TSS is the total sum of squared errors, also known as $SS_{TOT}$ or SST. It represents the sum of squared differences between the true values ($y$) and the mean/intercept-only values ($\bar{y}$).

TSS is also equal to the sum of RSS + ESS. In other words, the total error is the sum of the explained error plus the residual (unexplained) error.

In the equation above, we said that R-Squared was equal to $\frac{ESS}{TSS}$. You also might see versions that say it is equal to $1 - \frac{RSS}{TSS}$. This is derived from the explanation above, that TSS = RSS + ESS.

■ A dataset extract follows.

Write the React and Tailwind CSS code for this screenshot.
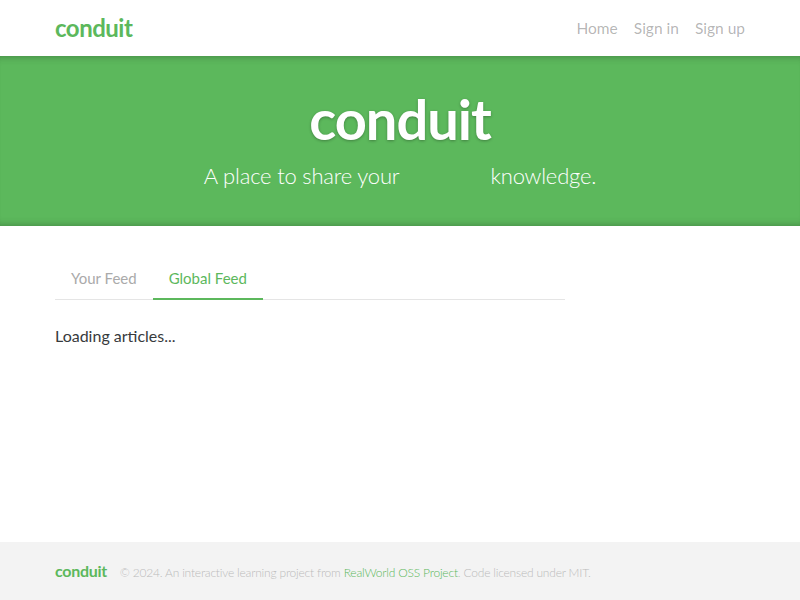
import React from 'react';

const green = 'text-[#5cb85c]';

function Navbar() {
  return (
    <nav className="bg-white">
      <div className="mx-auto w-[720px] px-[15px] h-14 flex items-center justify-between">
        <a className={`${green} font-bold text-[24px] tracking-[-0.5px] leading-none`}>conduit</a>
        <ul className="flex gap-4 text-[15.5px] text-black/30">
          <li>Home</li>
          <li>Sign in</li>
          <li>Sign up</li>
        </ul>
      </div>
    </nav>
  );
}

function Banner() {
  return (
    <div className="bg-[#5cb85c] text-white py-8 shadow-[inset_0_8px_8px_-8px_rgba(0,0,0,0.3),inset_0_-8px_8px_-8px_rgba(0,0,0,0.3)]">
      <div className="mx-auto w-[720px] px-[15px] text-center">
        <h1 className="text-[56px] font-bold leading-[1.1] pb-2 tracking-[-1px] [text-shadow:0_1px_3px_rgba(0,0,0,0.3)]">conduit</h1>
        <p className="text-[22px] font-light leading-[36px] tracking-[-0.2px]">
          A place to share your <span className="inline-block w-[80px]"></span> knowledge.
        </p>
      </div>
    </div>
  );
}

function Feed() {
  return (
    <div className="mx-auto w-[720px] px-[15px] pt-8">
      <div className="w-[510px]">
        <ul className="flex border-b border-[#e5e5e5] text-[15px]">
          <li className="px-4 py-2 leading-6 text-[#aaa] mb-[-1px]">Your Feed</li>
          <li className={`px-4 py-2 leading-6 ${green} border-b-2 border-[#5cb85c] mb-[-1px]`}>Global Feed</li>
        </ul>
        <div className="py-6 text-[#373a3c]">Loading articles...</div>
      </div>
    </div>
  );
}

function Footer() {
  return (
    <footer className="mt-auto bg-[#f3f3f3] h-[58px] flex items-center">
      <div className="mx-auto w-[720px] px-[15px] flex items-baseline leading-none">
        <a className={`${green} font-bold text-[16px] tracking-[-0.3px]`}>conduit</a>
        <span className="ml-[13px] text-[12px] tracking-[-0.2px] font-light text-[#bbb]">
          © 2024. An interactive learning project from <a className={green}>RealWorld OSS Project</a>. Code licensed under MIT.
        </span>
      </div>
    </footer>
  );
}

export default function App() {
  return (
    <div className="min-h-screen flex flex-col font-['Lato',sans-serif] leading-6">
      <Navbar />
      <Banner />
      <Feed />
      <Footer />
    </div>
  );
}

If you use the $1 - \frac{RSS}{TSS}$ version of the R-Squared formula, it is possible to get a negative R-Squared value. Many statistical libraries use this formula for that reason. A negative R-Squared would mean that your model is worse at explaining the variance than the baseline model. If you see a negative R-Squared with ordinary least-squares linear regression, that probably means that something is wrong with the code, because a linear regression with an independent variable is built on top of an intercept-only model.

In this lesson you looked at two ways to evaluate a linear regression model. Both of them involve comparing the regression model to an "intercept-only" baseline model that always returns the mean of $y$.

First, the F-test can be used to determine whether the model is statistically significant overall. Second, the coefficient of determination (R-Squared) can be used to describe the amount of variation in $y$ that is explained by the model.

We also discussed how to communicate the results of these assessments, as well as some alternative naming conventions and formulas that you might see.